● **Task requirements**: Reproduce each line of the material precisely.

● **Material**:
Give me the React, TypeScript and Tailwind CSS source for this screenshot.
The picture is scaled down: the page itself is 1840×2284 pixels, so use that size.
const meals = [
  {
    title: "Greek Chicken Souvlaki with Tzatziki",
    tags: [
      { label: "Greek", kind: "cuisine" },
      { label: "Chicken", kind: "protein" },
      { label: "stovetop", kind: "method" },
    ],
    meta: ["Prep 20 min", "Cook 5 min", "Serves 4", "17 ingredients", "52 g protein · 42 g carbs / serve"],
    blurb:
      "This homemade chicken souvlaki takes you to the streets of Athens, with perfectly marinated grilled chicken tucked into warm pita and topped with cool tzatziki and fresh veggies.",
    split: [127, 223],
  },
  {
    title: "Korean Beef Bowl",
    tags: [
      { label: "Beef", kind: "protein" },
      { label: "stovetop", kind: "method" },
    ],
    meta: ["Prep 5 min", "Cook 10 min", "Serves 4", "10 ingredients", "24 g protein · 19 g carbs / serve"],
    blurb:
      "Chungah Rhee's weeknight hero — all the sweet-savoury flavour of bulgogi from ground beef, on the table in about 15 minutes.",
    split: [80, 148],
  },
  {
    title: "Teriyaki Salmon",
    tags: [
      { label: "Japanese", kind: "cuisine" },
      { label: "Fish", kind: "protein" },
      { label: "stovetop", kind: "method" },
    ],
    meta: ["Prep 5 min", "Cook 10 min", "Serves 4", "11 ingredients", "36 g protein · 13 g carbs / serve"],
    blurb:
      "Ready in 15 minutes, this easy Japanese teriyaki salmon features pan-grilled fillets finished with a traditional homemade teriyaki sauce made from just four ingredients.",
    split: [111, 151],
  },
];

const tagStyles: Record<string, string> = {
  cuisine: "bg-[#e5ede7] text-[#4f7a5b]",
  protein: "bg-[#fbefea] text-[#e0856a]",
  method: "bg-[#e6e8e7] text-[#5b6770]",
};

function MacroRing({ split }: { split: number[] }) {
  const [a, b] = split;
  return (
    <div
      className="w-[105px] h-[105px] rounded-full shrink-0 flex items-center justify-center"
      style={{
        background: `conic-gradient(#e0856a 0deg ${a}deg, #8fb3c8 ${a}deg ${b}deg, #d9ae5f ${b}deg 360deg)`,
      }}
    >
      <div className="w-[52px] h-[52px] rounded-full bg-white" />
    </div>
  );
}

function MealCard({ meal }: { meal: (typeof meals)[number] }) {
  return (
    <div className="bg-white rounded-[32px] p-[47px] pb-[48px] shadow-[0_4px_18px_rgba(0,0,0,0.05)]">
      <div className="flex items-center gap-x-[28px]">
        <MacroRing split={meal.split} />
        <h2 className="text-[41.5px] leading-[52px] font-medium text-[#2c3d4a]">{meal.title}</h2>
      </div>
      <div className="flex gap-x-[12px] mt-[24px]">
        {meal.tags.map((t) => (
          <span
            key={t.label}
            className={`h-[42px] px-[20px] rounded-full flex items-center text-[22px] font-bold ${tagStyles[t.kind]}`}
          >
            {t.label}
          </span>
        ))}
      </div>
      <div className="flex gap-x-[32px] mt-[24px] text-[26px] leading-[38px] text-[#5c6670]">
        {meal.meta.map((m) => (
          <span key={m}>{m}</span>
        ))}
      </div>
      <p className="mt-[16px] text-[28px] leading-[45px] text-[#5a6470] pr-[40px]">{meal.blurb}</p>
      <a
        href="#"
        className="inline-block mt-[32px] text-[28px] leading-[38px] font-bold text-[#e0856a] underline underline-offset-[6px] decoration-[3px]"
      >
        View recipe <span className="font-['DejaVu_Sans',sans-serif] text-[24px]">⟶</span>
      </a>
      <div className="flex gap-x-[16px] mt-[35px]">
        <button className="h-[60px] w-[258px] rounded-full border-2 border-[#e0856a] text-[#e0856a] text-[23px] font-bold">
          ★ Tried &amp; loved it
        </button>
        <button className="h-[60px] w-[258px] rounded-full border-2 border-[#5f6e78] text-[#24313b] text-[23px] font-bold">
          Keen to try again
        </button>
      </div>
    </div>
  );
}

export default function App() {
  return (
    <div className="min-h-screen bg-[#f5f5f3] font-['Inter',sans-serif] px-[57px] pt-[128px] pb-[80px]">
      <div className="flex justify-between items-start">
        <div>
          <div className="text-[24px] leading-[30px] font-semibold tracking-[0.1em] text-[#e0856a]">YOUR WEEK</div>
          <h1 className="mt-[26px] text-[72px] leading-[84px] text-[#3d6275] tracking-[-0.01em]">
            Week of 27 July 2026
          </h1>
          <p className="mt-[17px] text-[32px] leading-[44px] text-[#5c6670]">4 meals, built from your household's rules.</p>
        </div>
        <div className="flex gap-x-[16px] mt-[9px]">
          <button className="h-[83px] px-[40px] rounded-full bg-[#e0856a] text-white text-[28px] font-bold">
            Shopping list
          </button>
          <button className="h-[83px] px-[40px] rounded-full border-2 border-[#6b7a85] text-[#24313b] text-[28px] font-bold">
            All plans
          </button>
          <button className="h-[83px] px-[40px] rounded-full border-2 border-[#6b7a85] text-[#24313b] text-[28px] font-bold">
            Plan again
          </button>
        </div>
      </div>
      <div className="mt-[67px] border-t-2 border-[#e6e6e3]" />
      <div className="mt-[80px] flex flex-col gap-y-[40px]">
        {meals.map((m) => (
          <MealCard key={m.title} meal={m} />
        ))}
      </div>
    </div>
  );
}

● **Answer to this exercise**:
Give me the React, TypeScript and Tailwind CSS source for this screenshot.
The picture is scaled down: the page itself is 1840×2284 pixels, so use that size.
const meals = [
  {
    title: "Greek Chicken Souvlaki with Tzatziki",
    tags: [
      { label: "Greek", kind: "cuisine" },
      { label: "Chicken", kind: "protein" },
      { label: "stovetop", kind: "method" },
    ],
    meta: ["Prep 20 min", "Cook 5 min", "Serves 4", "17 ingredients", "52 g protein · 42 g carbs / serve"],
    blurb:
      "This homemade chicken souvlaki takes you to the streets of Athens, with perfectly marinated grilled chicken tucked into warm pita and topped with cool tzatziki and fresh veggies.",
    split: [127, 223],
  },
  {
    title: "Korean Beef Bowl",
    tags: [
      { label: "Beef", kind: "protein" },
      { label: "stovetop", kind: "method" },
    ],
    meta: ["Prep 5 min", "Cook 10 min", "Serves 4", "10 ingredients", "24 g protein · 19 g carbs / serve"],
    blurb:
      "Chungah Rhee's weeknight hero — all the sweet-savoury flavour of bulgogi from ground beef, on the table in about 15 minutes.",
    split: [80, 148],
  },
  {
    title: "Teriyaki Salmon",
    tags: [
      { label: "Japanese", kind: "cuisine" },
      { label: "Fish", kind: "protein" },
      { label: "stovetop", kind: "method" },
    ],
    meta: ["Prep 5 min", "Cook 10 min", "Serves 4", "11 ingredients", "36 g protein · 13 g carbs / serve"],
    blurb:
      "Ready in 15 minutes, this easy Japanese teriyaki salmon features pan-grilled fillets finished with a traditional homemade teriyaki sauce made from just four ingredients.",
    split: [111, 151],
  },
];

const tagStyles: Record<string, string> = {
  cuisine: "bg-[#e5ede7] text-[#4f7a5b]",
  protein: "bg-[#fbefea] text-[#e0856a]",
  method: "bg-[#e6e8e7] text-[#5b6770]",
};

function MacroRing({ split }: { split: number[] }) {
  const [a, b] = split;
  return (
    <div
      className="w-[105px] h-[105px] rounded-full shrink-0 flex items-center justify-center"
      style={{
        background: `conic-gradient(#e0856a 0deg ${a}deg, #8fb3c8 ${a}deg ${b}deg, #d9ae5f ${b}deg 360deg)`,
      }}
    >
      <div className="w-[52px] h-[52px] rounded-full bg-white" />
    </div>
  );
}

function MealCard({ meal }: { meal: (typeof meals)[number] }) {
  return (
    <div className="bg-white rounded-[32px] p-[47px] pb-[48px] shadow-[0_4px_18px_rgba(0,0,0,0.05)]">
      <div className="flex items-center gap-x-[28px]">
        <MacroRing split={meal.split} />
        <h2 className="text-[41.5px] leading-[52px] font-medium text-[#2c3d4a]">{meal.title}</h2>
      </div>
      <div className="flex gap-x-[12px] mt-[24px]">
        {meal.tags.map((t) => (
          <span
            key={t.label}
            className={`h-[42px] px-[20px] rounded-full flex items-center text-[22px] font-bold ${tagStyles[t.kind]}`}
          >
            {t.label}
          </span>
        ))}
      </div>
      <div className="flex gap-x-[32px] mt-[24px] text-[26px] leading-[38px] text-[#5c6670]">
        {meal.meta.map((m) => (
          <span key={m}>{m}</span>
        ))}
      </div>
      <p className="mt-[16px] text-[28px] leading-[45px] text-[#5a6470] pr-[40px]">{meal.blurb}</p>
      <a
        href="#"
        className="inline-block mt-[32px] text-[28px] leading-[38px] font-bold text-[#e0856a] underline underline-offset-[6px] decoration-[3px]"
      >
        View recipe <span className="font-['DejaVu_Sans',sans-serif] text-[24px]">⟶</span>
      </a>
      <div className="flex gap-x-[16px] mt-[35px]">
        <button className="h-[60px] w-[258px] rounded-full border-2 border-[#e0856a] text-[#e0856a] text-[23px] font-bold">
          ★ Tried &amp; loved it
        </button>
        <button className="h-[60px] w-[258px] rounded-full border-2 border-[#5f6e78] text-[#24313b] text-[23px] font-bold">
          Keen to try again
        </button>
      </div>
    </div>
  );
}

export default function App() {
  return (
    <div className="min-h-screen bg-[#f5f5f3] font-['Inter',sans-serif] px-[57px] pt-[128px] pb-[80px]">
      <div className="flex justify-between items-start">
        <div>
          <div className="text-[24px] leading-[30px] font-semibold tracking-[0.1em] text-[#e0856a]">YOUR WEEK</div>
          <h1 className="mt-[26px] text-[72px] leading-[84px] text-[#3d6275] tracking-[-0.01em]">
            Week of 27 July 2026
          </h1>
          <p className="mt-[17px] text-[32px] leading-[44px] text-[#5c6670]">4 meals, built from your household's rules.</p>
        </div>
        <div className="flex gap-x-[16px] mt-[9px]">
          <button className="h-[83px] px-[40px] rounded-full bg-[#e0856a] text-white text-[28px] font-bold">
            Shopping list
          </button>
          <button className="h-[83px] px-[40px] rounded-full border-2 border-[#6b7a85] text-[#24313b] text-[28px] font-bold">
            All plans
          </button>
          <button className="h-[83px] px-[40px] rounded-full border-2 border-[#6b7a85] text-[#24313b] text-[28px] font-bold">
            Plan again
          </button>
        </div>
      </div>
      <div className="mt-[67px] border-t-2 border-[#e6e6e3]" />
      <div className="mt-[80px] flex flex-col gap-y-[40px]">
        {meals.map((m) => (
          <MealCard key={m.title} meal={m} />
        ))}
      </div>
    </div>
  );
}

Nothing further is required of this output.